Gather the lines that hold the string "with".

## [Stored data]
========

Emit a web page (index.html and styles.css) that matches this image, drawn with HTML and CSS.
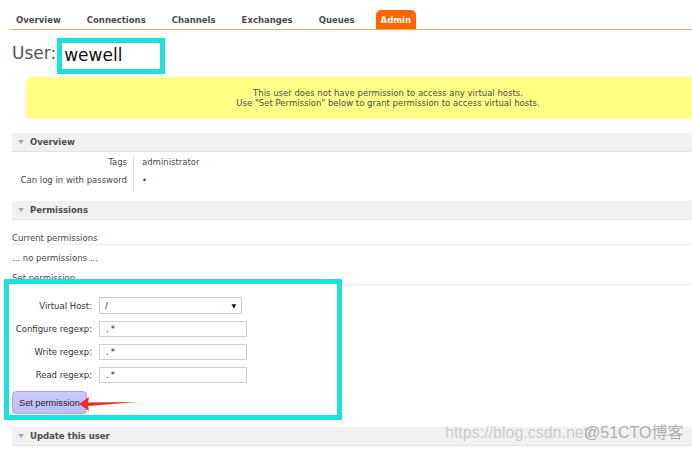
FILE: index.html
```html
<!DOCTYPE html>
<html lang="en">
<head>
<meta charset="utf-8">
<title>User: wewell</title>
<link rel="stylesheet" href="styles.css">
</head>
<body>
<div class="page">
  <ul class="nav">
    <li class="tab">Overview</li>
    <li class="tab">Connections</li>
    <li class="tab">Channels</li>
    <li class="tab">Exchanges</li>
    <li class="tab">Queues</li>
    <li class="tab active">Admin</li>
  </ul>

  <h1 class="title"><span class="title-label">User:</span><span class="highlight-name">wewell</span></h1>

  <div class="warning">
    <p>This user does not have permission to access any virtual hosts.</p>
    <p>Use "Set Permission" below to grant permission to access virtual hosts.</p>
  </div>

  <h2 class="section-head"><span class="tri"></span>Overview</h2>
  <div class="facts">
    <div class="fact-key first">Tags</div><div class="fact-val first">administrator</div>
    <div class="fact-key second">Can log in with password</div><div class="fact-val second">&#8226;</div>
  </div>

  <h2 class="section-head perm-head"><span class="tri"></span>Permissions</h2>
  <h3 class="sub-head current">Current permissions</h3>
  <p class="none">... no permissions ...</p>
  <h3 class="sub-head setp">Set permission</h3>

  <form class="perm-form">
    <div class="form-grid">
      <label class="flabel">Virtual Host:</label>
      <div class="fselect"><span>/</span><span class="sel-arrow">&#9660;</span></div>
      <label class="flabel">Configure regexp:</label>
      <div class="finput">.*</div>
      <label class="flabel">Write regexp:</label>
      <div class="finput">.*</div>
      <label class="flabel">Read regexp:</label>
      <div class="finput">.*</div>
    </div>
    <button type="button" class="btn">Set permission</button>
    <svg class="arrow" width="62" height="20" viewBox="0 0 62 20">
      <polygon points="0,9 10,2 9,7.5 58,7 9,11 10,16" fill="#ec2b2b"/>
    </svg>
  </form>

  <h2 class="section-head update-head"><span class="tri"></span>Update this user</h2>
</div>
<div class="wm wm-url">https://blog.csdn.net/</div>
<div class="wm wm-brand">@51CTO博客</div>
</body>
</html>
```

FILE: styles.css
```css
html, body {
  margin: 0;
  padding: 0;
  background: #fff;
  overflow: hidden;
}
body {
  font-family: "DejaVu Sans", Verdana, sans-serif;
  font-size: 8.5px;
  color: #484848;
  height: 452px;
  position: relative;
}
.page {
  padding-left: 11px;
  padding-top: 10px;
}
.nav {
  display: flex;
  list-style: none;
  margin: 0;
  padding: 0;
  border-bottom: 1px solid #f6a456;
}
.tab {
  padding: 0 5px;
  margin-right: 16px;
  height: 19px;
  line-height: 20px;
  font-weight: bold;
  color: #4a4a4a;
}
.tab.active {
  background: #ff6600;
  color: #fff;
  border-radius: 5px 5px 0 0;
}
.title {
  display: flex;
  align-items: center;
  margin: 8px 0 0 0;
  height: 36px;
  font-weight: normal;
}
.title-label {
  font-size: 17px;
  color: #555;
  margin-bottom: 7px;
  margin-left: 1px;
  margin-right: 1px;
}
.highlight-name {
  display: inline-block;
  border: 5px solid #1ddfdc;
  width: 96px;
  height: 26px;
  line-height: 24px;
  padding-left: 2px;
  font-size: 17px;
  color: #111;
}
.warning {
  margin: 3px 0 0 15px;
  height: 42px;
  border-radius: 6px 0 0 6px;
  background: #ffff86;
  display: flex;
  flex-direction: column;
  justify-content: center;
  text-align: center;
  padding-left: 58px;
  color: #4c4c4c;
}
.warning p {
  margin: 0;
  line-height: 10px;
}
.section-head {
  display: flex;
  align-items: center;
  margin: 14px 0 0 1px;
  height: 18px;
  padding-left: 6px;
  background: #f1f1f1;
  border-bottom: 1px solid #e2e2e2;
  font-size: 8.5px;
  font-weight: bold;
  color: #4a4a4a;
}
.tri {
  width: 0;
  height: 0;
  border-left: 3.5px solid transparent;
  border-right: 3.5px solid transparent;
  border-top: 4px solid #a8a8a8;
  margin-right: 6px;
}
.facts {
  display: grid;
  grid-template-columns: 123px auto;
  margin-top: 4px;
}
.fact-key {
  text-align: right;
  padding-right: 6px;
  border-right: 1px solid #dcdcdc;
  line-height: 12px;
}
.fact-val {
  padding-left: 8px;
  line-height: 12px;
}
.second {
  padding-top: 6px;
  padding-bottom: 6px;
}
.perm-head {
  margin-top: 9px;
}
.sub-head {
  margin: 12px 0 0 1px;
  font-size: 8.5px;
  font-weight: normal;
  line-height: 12px;
  border-bottom: 1px solid #ececec;
}
.setp {
  margin-top: 8px;
}
.none {
  margin: 7px 0 0 1px;
  line-height: 12px;
}
.perm-form {
  position: relative;
  margin: -6px 0 0 -7px;
  width: 328px;
  height: 118px;
  border: 5px solid #1ddfdc;
  background: #fff;
  padding-top: 13px;
}
.form-grid {
  display: grid;
  grid-template-columns: 83px auto;
  column-gap: 7px;
  row-gap: 7px;
  align-items: center;
}
.flabel {
  text-align: right;
  color: #333;
  white-space: nowrap;
}
.fselect {
  height: 15px;
  width: 131px;
  border: 1px solid #c4c4c4;
  border-radius: 2px;
  display: flex;
  align-items: center;
  justify-content: space-between;
  padding: 0 5px;
  color: #333;
}
.sel-arrow {
  font-size: 6px;
  color: #111;
}
.finput {
  width: 140px;
  height: 14px;
  line-height: 14px;
  border: 1px solid #cfcfcf;
  padding-left: 6px;
  letter-spacing: 2px;
  color: #222;
}
.btn {
  display: block;
  margin: 8px 0 0 3px;
  width: 75px;
  height: 23px;
  background: linear-gradient(#cacafb, #bdbdf3);
  border: 1px solid #a5a5e6;
  border-radius: 4px;
  font-family: "Liberation Sans", Arial, sans-serif;
  font-size: 9.2px;
  color: #222;
  text-align: left;
  padding: 0 0 0 6px;
}
.arrow {
  position: absolute;
  left: 70px;
  top: 111px;
}
.update-head {
  margin-top: 7px;
}
.wm {
  position: absolute;
  top: 423px;
  font-family: "Liberation Sans", Arial, "Noto Sans CJK SC", sans-serif;
  font-size: 16px;
  line-height: 20px;
}
.wm-url {
  left: 445px;
  color: rgba(170, 170, 170, 0.55);
}
.wm-brand {
  left: 584px;
  color: rgba(150, 150, 150, 0.75);
}
```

========

## [Answer to this exercise]
Emit a web page (index.html and styles.css) that matches this image, drawn with HTML and CSS.
    <div class="fact-key second">Can log in with password</div><div class="fact-val second">&#8226;</div>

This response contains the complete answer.